The company's position was that the sharing of sales figures was a proven and widely accepted best practice in sales-based operations, was integral to its own sales management process, and was essential to the successful operation of a telemarketing team. The company did not consider sales figures to be its sales agents' personal information since they were produced in the course of business activities and deemed integral to the business. It pointed out that sales figures had traditionally been posted in many of the company's highly competitive sales environments and suggested that its sales agents generally expected such practice and saw it as a normal and appropriate way of doing business. The company also took the position that, even if posted sales results were found to be personal information, reasonable use of such information within the workplace should not require the express consent of the individual employee.

The Direct Marketers Association confirmed that the posting of sales results was a common, well-known, and widely accepted method of motivating agents to sell in highly competitive, incentive-based sales environments, notably telemarketing.

Commissioner's Findings

Issued September 15, 2003

Jurisdiction: As of January 1, 2001, the Personal Information Protection and Electronic Documents Act applies to any federal work, undertaking or business. The Commissioner had jurisdiction in this case because a telecommunications company is a federal work, undertaking or business as defined in the Act.

Application: Section 2 defines personal information to be "information about an identifiable individual." Principle 4.3 states that the knowledge and consent of the individual are required for the collection, use, and disclosure of personal information, except where inappropriate. In this case, consideration of Principle 4.3 also involved Principle 4.3.5, which establishes the relevance of the individual's reasonable expectations in matters of consent.

On the question of whether the information at issue was personal information as defined in section 2, the Commissioner deliberated as follows:

  • Although it is recognized that sales statistics of individual employees are information that the company itself generates, records, and processes for reasonable and legitimate business purposes, it is nonetheless clear that sales records attributed to the complainant in order to indicate her on-the-job performance relative to that of others constitute information about her as an identifiable individual.
  • Since there is nothing in the Act to suggest that personal information and company information must always be mutually exclusive, we find the information at issue to be personal information for purposes of the Act.

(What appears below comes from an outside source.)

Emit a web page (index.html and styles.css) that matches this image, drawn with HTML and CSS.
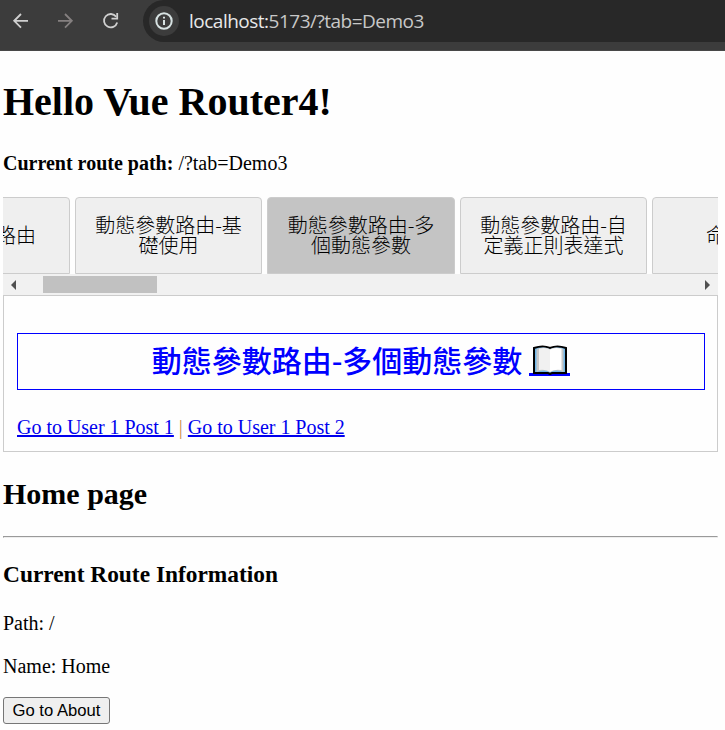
FILE: index.html
```html
<!DOCTYPE html>
<html lang="zh-Hant">
<head>
<meta charset="utf-8">
<title>Vue Router</title>
<link rel="stylesheet" href="styles.css">
</head>
<body>
<header class="toolbar">
  <svg class="nav-icons" width="143" height="42" viewBox="0 0 143 42" fill="none" stroke-width="1.8">
    <path stroke="#d0d0d0" d="M28 20.8H14.5M21 14L14.2 20.8L21 27.6"/>
    <path stroke="#858080" d="M58 20.8H71.5M65 14L71.8 20.8L65 27.6"/>
    <path stroke="#d0d0d0" d="M116.2 16.8A6.7 6.7 0 1 0 117.2 22.5"/>
    <path stroke="#d0d0d0" d="M117.2 13V18.6H111.5"/>
  </svg>
  <div class="address">
    <span class="info">
      <svg width="18" height="18" viewBox="0 0 18 18" fill="none" stroke="#d7e2e2" stroke-width="2"><circle cx="9" cy="9" r="7.7"/><path d="M9 8V13M9 4.7V6.5"/></svg>
    </span>
    <span class="url"><b>localhost:</b>5173/?tab=Demo3</span>
  </div>
</header>
<main>
  <h1>Hello Vue Router4!</h1>
  <p class="route"><strong>Current route path:</strong> /?tab=Demo3</p>
  <nav class="tabs">
    <div class="tab">基本使用路由</div>
    <div class="tab">動態參數路由-基<br>礎使用</div>
    <div class="tab active">動態參數路由-多<br>個動態參數</div>
    <div class="tab">動態參數路由-自<br>定義正則表達式</div>
    <div class="tab">命名視圖</div>
  </nav>
  <div class="scrollbar">
    <i class="arrow left"></i><i class="thumb"></i><i class="arrow right"></i>
  </div>
  <section class="panel">
    <h2 class="demo"><span>動態參數路由-多個動態參數</span><a class="book"><svg width="36" height="30" viewBox="0 0 36 30"><path d="M2 3Q11 0 18 3Q25 0 34 3V28H20L18 29L16 28H2Z" fill="#72b8e8" stroke="#000" stroke-width="2"/><path d="M4.5 4Q12 1 18 4V27Q12 24 4.5 27Z" fill="#c8c8c8"/><path d="M7 3.5Q14 2 18 4.5V27Q14 24 7 25Z" fill="#f1f1f1"/><path d="M18 4Q24 1 31.5 4V27Q24 24 18 27Z" fill="#c8c8c8"/><path d="M18 4.5Q22 2 29.5 3.5V25Q22 24 18 27Z" fill="#fff"/></svg></a></h2>
    <p class="links"><a>Go to User 1 Post 1</a> <span>|</span> <a>Go to User 1 Post 2</a></p>
  </section>
  <h2 class="home">Home page</h2>
  <hr>
  <h3>Current Route Information</h3>
  <p>Path: /</p>
  <p class="name">Name: Home</p>
  <button>Go to About</button>
</main>
</body>
</html>
```
FILE: styles.css
```css
* { box-sizing: border-box; }
body { margin: 0; height: 730px; overflow: hidden; background: #fefefe; color: #000; font: 20px/23px "Liberation Serif", serif; }
.toolbar { display: flex; height: 51px; background: #3c3c3c; border-bottom: 1px solid #484848; }
.nav-icons { flex: none; }
.address { flex: 1; height: 42px; display: flex; align-items: center; padding-left: 6px; background: #282828; border-radius: 21px 0 0 21px; }
.info { display: flex; align-items: center; justify-content: center; width: 30px; height: 30px; border-radius: 50%; background: #3c3c3c; }
.url { margin-left: 10px; color: #c8c8c8; font: 19px/42px "Open Sans", sans-serif; letter-spacing: -0.5px; }
.url b { color: #e8e8e8; font-weight: 400; }
main { padding: 28px 7px 0 3px; }
h1 { margin: 0; font-size: 40px; line-height: 46px; }
p { margin: 0 0 20px; }
.route { margin: 27px 0 22px; }
.tabs { display: flex; gap: 5px; justify-content: center; height: 77px; overflow: hidden; padding-left: 1px; }
.tab { flex: none; display: flex; align-items: center; justify-content: center; text-align: center; width: 187.5px; height: 77px; padding-bottom: 2px; border: 1px solid #ccc; border-radius: 4px 4px 0 0; background: #efefef; font: 300 20px/20px "Noto Sans CJK TC", sans-serif; }
.active { background: #c4c4c4; }
.scrollbar { display: flex; align-items: center; height: 21px; background: #f1f1f1; padding: 0 8px; }
.arrow { border: 5px solid transparent; }
.left { border-right-color: #505050; border-left: 0; }
.right { border-left-color: #505050; border-right: 0; margin-left: auto; }
.thumb { width: 114px; height: 17px; background: #c1c1c1; margin-left: 27px; }
.panel { height: 157px; border: 1px solid #ccc; padding: 37px 12px 0 13px; }
.demo { display: flex; align-items: center; justify-content: center; height: 57px; padding-bottom: 4px; margin: 0 0 26px; border: 1px solid #00f; color: #00f; font: 500 30px/51px "Noto Sans CJK TC", sans-serif; }
.book { height: 31px; margin: 1px 0 0 7px; width: 41px; display: flex; justify-content: center; border-bottom: 3px solid #00f; }
.book svg { flex: none; }
.links { margin: 0; }
.links a { color: #00e; text-decoration: underline; }
.links a, .links span { letter-spacing: -0.02px; }
.links span { color: #c98b4c; }
h2.home { margin: 24px 0 25px; font-size: 30px; line-height: 35px; }
hr { margin: 0; }
h3 { margin: 23px 0 24px; font-size: 23.4px; line-height: 27px; }
.name { margin-bottom: 19px; }
button { display: block; height: 27px; width: 107px; padding: 0; border: 1px solid #767676; border-radius: 3px; background: #efefef; color: #000; font: 16.67px/24px "Liberation Sans", sans-serif; }
```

On the further question of whether the company had the complainant's consent, in accordance with reasonable expectations, to share her personal sales records with the other members of her telemarketing team, the Commissioner deliberated as follows:

  • Since Principle 4.3 invokes both knowledge and consent, it is first necessary to consider whether the complainant had knowledge of the purposes in question.
  • The complainant stated that the company had never given her any documentation explaining the purposes, yet her letter of complaint indicated that she was nevertheless well aware of the purposes for which the company was sharing and posting her sales records. He was inclined therefore to accept the company's assertion to the effect that its managers do make reasonable efforts to explain to team members the reasons behind such practices.
  • Moreover, in recognition that such practices are common and widely known in incentive-based sales environments, he considered it reasonable that a willing participant in one such environment would expect to be affected to some extent.
  • The complainant did not expressly consent to the practices, but consent may also be implied. In his view, by willingly participating in a telemarketing environment in which the well-known and well-established practices of sharing and posting personal sales records were reasonably to be expected, the complainant gave implied consent to the practices.
  • He found therefore that the company was in compliance with Principle 4.3.

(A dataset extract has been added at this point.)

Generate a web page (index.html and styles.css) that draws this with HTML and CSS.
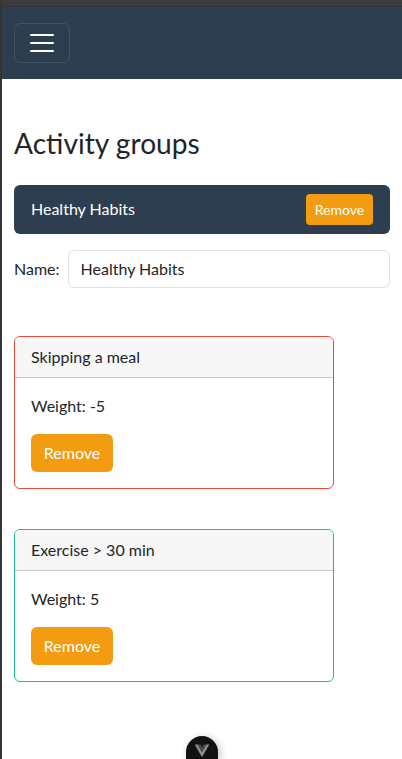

The Commissioner concluded that the complaint was not well-founded.

Further Considerations

The Commissioner commented that recommendations were nevertheless in order, by way of helping the company adjust to the notion that sales figures were no longer deemed solely the company's information, to be treated as it saw fit, but rather were also employees' personal information, to be treated in accordance with the letter and spirit of the Act. He pointed out that, although the Act recognized the legitimate needs of organizations to use personal information in the workplace, it did not tolerate uses that were indiscriminate, ill-defined, unnecessary, inconsistent, or otherwise unreasonable. He suggested that the company consider its treatment of employees' sales figures in this light, with a view to improving its practices where warranted.

He noted that the posting of sales figures in common areas was one potentially problematic practice, and he suggested that the company consider certain questions in that regard. To what extent was the practice really necessary, given that team managers already disseminated the figures by e-mail and discussed them at team meetings? Was it necessary to post the lists in their entirety - that is, the full rankings of team members, thereby drawing negative attention to the least successful - or would it serve the company's incentive purposes just as well to post only the figures of the top sales agents? Finally, since "need to know" was the guiding principle for use of personal information in the workplace, what provisions did the company make to define the "need to know" among its employees and to ensure that posted lists of figures were seen only by those who had legitimate need to see them?

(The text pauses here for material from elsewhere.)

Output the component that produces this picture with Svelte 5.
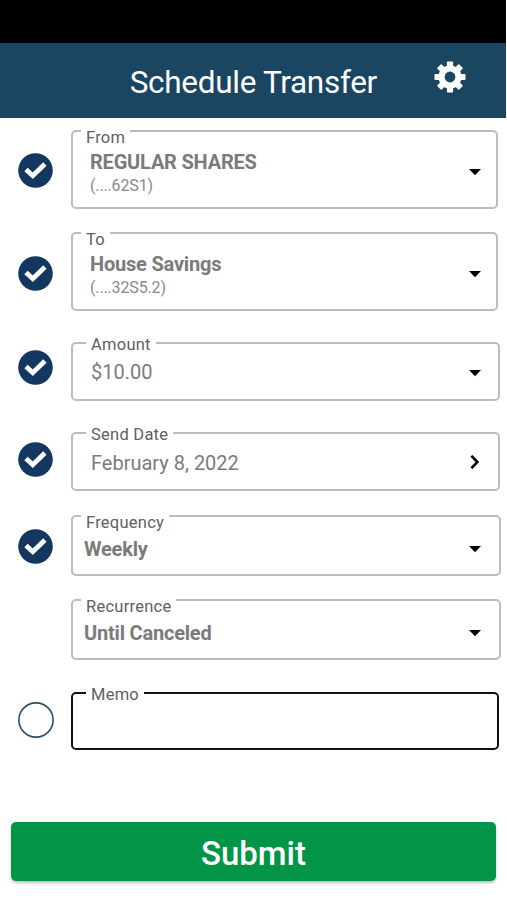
<script lang="ts">
    type Field = {
        id: string;
        label: string;
        value: string;
        detail?: string;
        icon?: 'caret' | 'chevron';
        status: 'done' | 'empty' | 'none';
    };

    let fields: Field[] = $state([
        { id: 'from', label: 'From', value: 'REGULAR SHARES', detail: '(....62S1)', icon: 'caret', status: 'done' },
        { id: 'to', label: 'To', value: 'House Savings', detail: '(....32S5.2)', icon: 'caret', status: 'done' },
        { id: 'amount', label: 'Amount', value: '$10.00', icon: 'caret', status: 'done' },
        { id: 'date', label: 'Send Date', value: 'February 8, 2022', icon: 'chevron', status: 'done' },
        { id: 'frequency', label: 'Frequency', value: 'Weekly', icon: 'caret', status: 'done' },
        { id: 'recurrence', label: 'Recurrence', value: 'Until Canceled', icon: 'caret', status: 'none' },
        { id: 'memo', label: 'Memo', value: '', status: 'empty' }
    ]);
</script>

<div class="screen">
    <div class="status-bar"></div>
    <header class="header">
        <h1>Schedule Transfer</h1>
        <button class="settings" aria-label="Settings">
            <svg viewBox="-16 -16 32 32" width="32" height="32">
                <g fill="#fff">
                    {#each [0, 45, 90, 135] as angle}
                        <rect x="-3.1" y="-15.5" width="6.2" height="31" rx="0.8" transform="rotate({angle})" />
                    {/each}
                    <circle r="11.6" />
                </g>
                <circle r="5.4" fill="#1a4662" />
            </svg>
        </button>
    </header>

    <main class="form">
        {#each fields as field (field.id)}
            <div class="row {field.id}">
                <div class="status">
                    {#if field.status === 'done'}
                        <svg viewBox="0 0 35 35" width="35" height="35">
                            <circle cx="17.5" cy="17.5" r="17.3" fill="#143760" />
                            <path d="M8 16.4 L14.8 22.8 L26.9 11" fill="none" stroke="#fff" stroke-width="4.8" />
                        </svg>
                    {:else if field.status === 'empty'}
                        <svg viewBox="0 0 36 36" width="36" height="36">
                            <circle cx="18" cy="18" r="17.1" fill="#fff" stroke="#28506d" stroke-width="1.6" />
                        </svg>
                    {/if}
                </div>
                <div class="box">
                    <span class="label">{field.label}</span>
                    <div class="content">
                        <span class="value">{field.value}</span>
                        {#if field.detail}
                            <span class="detail">{field.detail}</span>
                        {/if}
                    </div>
                    {#if field.icon === 'caret'}
                        <svg class="icon" viewBox="0 0 14 14" width="14" height="14">
                            <path d="M1 4 H13 L7 10.3 Z" />
                        </svg>
                    {:else if field.icon === 'chevron'}
                        <svg class="icon" viewBox="0 0 14 14" width="14" height="14">
                            <path d="M3.4 0.8 L9.4 7 L3.4 13.2" fill="none" stroke="#000" stroke-width="2.6" />
                        </svg>
                    {/if}
                </div>
            </div>
        {/each}
    </main>

    <button class="submit">Submit</button>
</div>

<style>
    :global(body) {
        margin: 0;
        background: #fff;
    }

    .screen {
        width: 507px;
        height: 900px;
        overflow: hidden;
        background: #fff;
        font-family: Roboto, "Liberation Sans", sans-serif;
    }

    .status-bar {
        width: 506px;
        height: 43px;
        background: #000;
    }

    .header {
        display: flex;
        align-items: center;
        justify-content: flex-end;
        box-sizing: border-box;
        width: 506px;
        height: 75px;
        padding-right: 40px;
        background: #1a4662;
    }

    h1 {
        margin: 5px 57px 0 0;
        color: #fff;
        font-size: 31.5px;
        font-weight: 400;
        letter-spacing: -0.3px;
        line-height: 40px;
        white-space: nowrap;
    }

    button {
        border: 0;
        cursor: pointer;
        font-family: inherit;
    }

    .settings {
        display: flex;
        margin-bottom: 7px;
        padding: 0;
        background: none;
    }

    .form {
        display: flex;
        flex-direction: column;
        height: 704px;
    }

    .row {
        display: flex;
        align-items: center;
        height: 59px;
    }

    .status {
        display: flex;
        justify-content: center;
        width: 71px;
    }

    .box {
        position: relative;
        display: flex;
        align-items: center;
        justify-content: space-between;
        box-sizing: border-box;
        width: 429px;
        height: 100%;
        padding: 0 18px;
        border: 2px solid #bcbcbc;
        border-radius: 5px;
    }

    .label {
        position: absolute;
        top: -8px;
        left: 13px;
        padding: 0 5px;
        background: #fff;
        color: #606060;
        font-size: 16.5px;
        letter-spacing: 0.25px;
        line-height: 18px;
        white-space: nowrap;
    }

    .content {
        display: flex;
        flex-direction: column;
    }

    .value {
        color: #7b7b7b;
        font-size: 20px;
        line-height: 24px;
    }

    .detail {
        color: #8a8a8a;
        font-size: 16px;
        letter-spacing: -0.15px;
        line-height: 24px;
    }

    .icon {
        margin-right: -2px;
    }

    .from,
    .to {
        height: 79px;
    }

    .from {
        margin-top: 12px;
    }

    .to {
        margin-top: 23px;
    }

    .from .status {
        margin-top: 1px;
    }

    .to .status {
        margin-top: 3px;
    }

    .from .box,
    .to .box {
        width: 427px;
        padding: 0 16px 0 17px;
    }

    .from .content,
    .to .content {
        margin-top: 9px;
    }

    .from .icon,
    .to .icon {
        margin-top: 4px;
    }

    .from .label,
    .to .label,
    .frequency .label,
    .recurrence .label {
        left: 8px;
        top: -3px;
    }

    .from .value,
    .to .value,
    .frequency .value,
    .recurrence .value {
        font-weight: 700;
        letter-spacing: -0.2px;
    }

    .amount {
        margin-top: 31px;
    }

    .amount .status {
        margin-bottom: 9px;
    }

    .amount .icon {
        margin-top: 3px;
    }

    .date {
        margin-top: 31px;
    }

    .date .status {
        margin-bottom: 4px;
    }

    .date .label {
        top: -8px;
    }

    .date .content {
        margin-top: 2px;
    }

    .frequency,
    .recurrence {
        height: 61px;
    }

    .frequency {
        margin-top: 24px;
    }

    .recurrence {
        margin-top: 23px;
    }

    .frequency .status {
        margin-top: 1px;
    }

    .frequency .box,
    .recurrence .box {
        width: 430px;
        padding: 0 19px 0 11px;
    }

    .frequency .content,
    .recurrence .content,
    .frequency .icon,
    .recurrence .icon {
        margin-top: 6px;
    }

    .memo {
        margin-top: 32px;
        height: 58px;
    }

    .memo .status {
        margin-bottom: 2px;
    }

    .memo .box {
        width: 428px;
        border-color: #111;
    }

    .submit {
        display: block;
        width: 485px;
        height: 59px;
        margin-left: 11px;
        padding: 4px 0 0;
        border-radius: 5px;
        background: #039547;
        box-shadow: 0 2px 3px rgba(0, 0, 0, 0.25);
        color: #fff;
        font-size: 33px;
        font-weight: 500;
    }
</style>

He made the following specific recommendations:

  1. The company should review and consolidate its policy and practices relating to the collection, use, and disclosure of employees' personal sales records so as to ensure compliance with the Act throughout the organization. In particular, the company should ensure that its managers use employees' personal sales records in a consistent manner, only for reasonable, well-defined, and identified purposes, and only to the extent necessary for the fulfilment of those purposes.
  2. The company should revise its privacy policy for employees so as to incorporate provisions specific to the collection, use, and disclosure of employees' personal sales records.
  3. The company should take appropriate steps to ensure that all persons to be hired as sales agents are explicitly informed of the company's practices and purposes relating to personal sales records.